Now we take the key we created in the the previous section and associate it with the VHD. We'll start out with the easy way:

$ vhd-util key -s -n /storage/disks/crypt.vhd -k /config/platform-crypto-keys/crypt,aes-xts-plain,512.key

The command above takes the sha256 hash of the key and stores this hash in the VHD header. This allows blktap2 be sure it's using the right key when loading an encrypted VHD. Additionally we can use what vhd-util calls a nonce. This is really called a 'salt' in all the literature. Your salt should be the same size as the output of the hash function so for sha256 it should be 32 bytes. Using a salt is left as an exercise for the interested reader. Take a look at the help output by vhd-util key for other possibilities.

Note: TODO

Mount an Encrypted VHD in dom0

There are a few command sequences you can go through to accomplish this. We'll start with the simple approach and then go into a more complicated approach that's useful if you're debugging blktap2.

The Easy Way

There are a number of steps required to get blktap2 to set everything up and give us a device node in /dev/xen/blktap-2 that's attached to our VHD. There's a command that wraps all of these into a single step for ease of use and we'll start there:

$ tap-ctl create -a vhd:/storage/disks/crypt.vhd

Check your return status and you'll probably get a '126'. Look in /var/log/messages and you'll see that blktap2 requires that the environment variable 'TAPDISK2_CRYPTO_KEYDIR' be set to the directory where it should look for key files. So export this and the above command should work as expected but this time it will output the path to the device node that's been created for our VHD. You can partition this / make filesystems on it / mount and interact with it like any other block device.

The Hard Way

Say you're debugging some stuff in the tapdisk daemon and you've added some test code that dumps a bunch of stuff to the terminal to help you trace through some code path. The Easy Way shown above causes tapdisk2 to daemonize itself and run in the background so you won't be able to see any of your output.
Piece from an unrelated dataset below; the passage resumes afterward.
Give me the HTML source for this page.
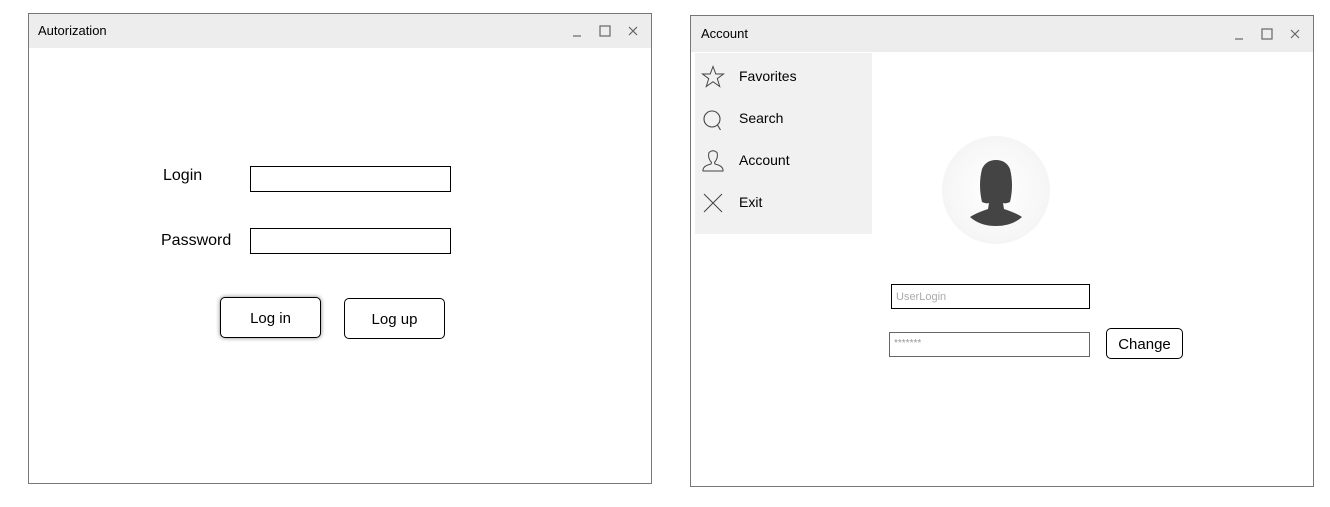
<!DOCTYPE html><html><head><style>
body{margin:0;width:1330px;height:507px;background:#fff;position:relative;font-family:"Liberation Sans",sans-serif;color:#000;overflow:hidden}
.a{position:absolute}
.win{position:absolute;border:1px solid #777;background:#fff;box-sizing:border-box}
.tb{position:absolute;left:0;right:0;top:0;background:#ededed;font-size:13px}
.inp{position:absolute;border:1px solid #000;box-sizing:border-box;background:#fff}
.btn{position:absolute;border:1px solid #000;border-radius:5px;box-sizing:border-box;background:#fff;text-align:center;font-size:15px}
.mi{position:absolute;left:44px;font-size:14px}
</style></head><body>
<div class="win" style="left:28px;top:13px;width:624px;height:471px">
 <div class="tb" style="height:34px"><span class="a" style="left:9px;top:9px">Autorization</span>
 <svg class="a" style="left:540px;top:9px" width="75" height="16" viewBox="0 0 75 16" fill="none" stroke="#666" stroke-width="1.2"><path d="M4 13H12"/><rect x="31" y="3" width="10" height="10"/><path d="M60 4L68 12M68 4L60 12"/></svg></div>
</div>
<div class="a" style="left:163px;top:167px;font-size:16px">Login</div>
<div class="a" style="left:161px;top:232px;font-size:16px">Password</div>
<div class="inp" style="left:250px;top:166px;width:201px;height:26px"></div>
<div class="inp" style="left:250px;top:228px;width:201px;height:26px"></div>
<div class="btn" style="left:220px;top:297px;width:101px;height:41px;line-height:41px;box-shadow:0 0 4px rgba(0,0,0,.5)">Log in</div>
<div class="btn" style="left:344px;top:298px;width:101px;height:41px;line-height:42px">Log up</div>

<div class="win" style="left:690px;top:15px;width:624px;height:472px">
 <div class="tb" style="height:36px"><span class="a" style="left:10px;top:10px">Account</span>
 <svg class="a" style="left:540px;top:10px" width="75" height="16" viewBox="0 0 75 16" fill="none" stroke="#666" stroke-width="1.2"><path d="M4 13H12"/><rect x="31" y="3" width="10" height="10"/><path d="M60 4L68 12M68 4L60 12"/></svg></div>
 <div class="a" style="left:4px;top:37px;width:177px;height:181px;background:#f1f1f1">
  <svg class="a" style="left:6px;top:12px" width="24" height="24" viewBox="0 0 24 24" fill="none" stroke="#444" stroke-width="1"><path d="M12 1.5L14.8 9H22.5L16.3 13.6L18.7 21.5L12 16.7L5.3 21.5L7.7 13.6L1.5 9H9.2Z"/></svg>
  <div class="mi" style="top:15px">Favorites</div>
  <svg class="a" style="left:6px;top:55px" width="24" height="24" viewBox="0 0 24 24" fill="none" stroke="#444" stroke-width="1.1"><circle cx="11" cy="11" r="8"/><path d="M16.5 17L19.5 22"/></svg>
  <div class="mi" style="top:57px">Search</div>
  <svg class="a" style="left:6px;top:96px" width="24" height="24" viewBox="0 0 24 24" fill="none" stroke="#444" stroke-width="1"><path d="M8 3.5Q12 0 16 3.5Q17.5 9 13.5 13.5L14 15Q21 16.5 22 20.5V22H2V20.5Q3 16.5 10 15L10.5 13.5Q6.5 9 8 3.5Z"/></svg>
  <div class="mi" style="top:99px">Account</div>
  <svg class="a" style="left:6px;top:138px" width="24" height="24" viewBox="0 0 24 24" fill="none" stroke="#444" stroke-width="1"><path d="M3 3L21 21M21 3L3 21"/></svg>
  <div class="mi" style="top:141px">Exit</div>
 </div>
</div>
<div class="a" style="left:942px;top:136px;width:108px;height:108px;border-radius:50%;background:radial-gradient(circle,#fff 0%,#f7f7f7 60%,#eee 100%)"></div>
<svg class="a" style="left:960px;top:155px" width="72" height="75" viewBox="0 0 72 75"><path fill="#444" d="M22 47Q18 30 22 14Q26 5 36 5Q46 5 50 14Q54 30 50 47Q46 49 43 48L44 54Q56 58 62 62Q52 71 36 71Q20 71 10 62Q16 58 28 54L29 48Q26 49 22 47Z"/></svg>
<div class="inp" style="left:891px;top:284px;width:199px;height:25px;font-size:11px;color:#aaa;padding:6px 0 0 4px">UserLogin</div>
<div class="inp" style="left:889px;top:332px;width:201px;height:25px;font-size:10px;color:#999;padding:5px 0 0 4px;border-color:#666">*******</div>
<div class="btn" style="left:1106px;top:328px;width:77px;height:31px;line-height:31px">Change</div>
</body></html>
Alternatively you can manually kick off your tapdisk2 process keeping it in the foreground and attached to the console:

TAPDISK2_CRYPTO_KEYDIR=/config/platform-crypto-keys tapdisk2 -D

Now you'll get your output but you can no longer use the shortcut tap-ctl create command. Instead we need to manually walk through the steps that are wrapped by tap-ctl create in a new shell. The command above will output the PID of the tapdisk2 process we've started and we'll just call this PID from here on. Scripting this would look like so:

$ MINOR=$(tap-ctl allocate | sed -e 's&^\/dev\/xen\/blktap-2\/tapdev\([0-9]\+\)$&\1')
$ tap-ctl attach -p ${PID} -m ${MINOR}
$ tap-ctl open -p ${PID} -m ${MINOR} -a vhd:/storage/disks/crypto.vhd

First we allocate a device node that initially will have no storage backing it. The allocate command will output the path to the device node and we run that through sed to get the minor device number. Next we attach the tapdisk2 process we started on the other terminal to this device node with the attach command. Then we tell that tapdisk2 daemon to open our VHD and associate it with the same device that we just attached it to with the open command.

Once you're done with your debugging you can run the inverse of these commands in the reverse order: closedetach and deallocate. Once you detach your tapdisk2 daemon from the device node it will shutdown so fair warning.

This approach gives us the most flexibility but really isn't necessary unless you're gonna be debugging tapdisk2.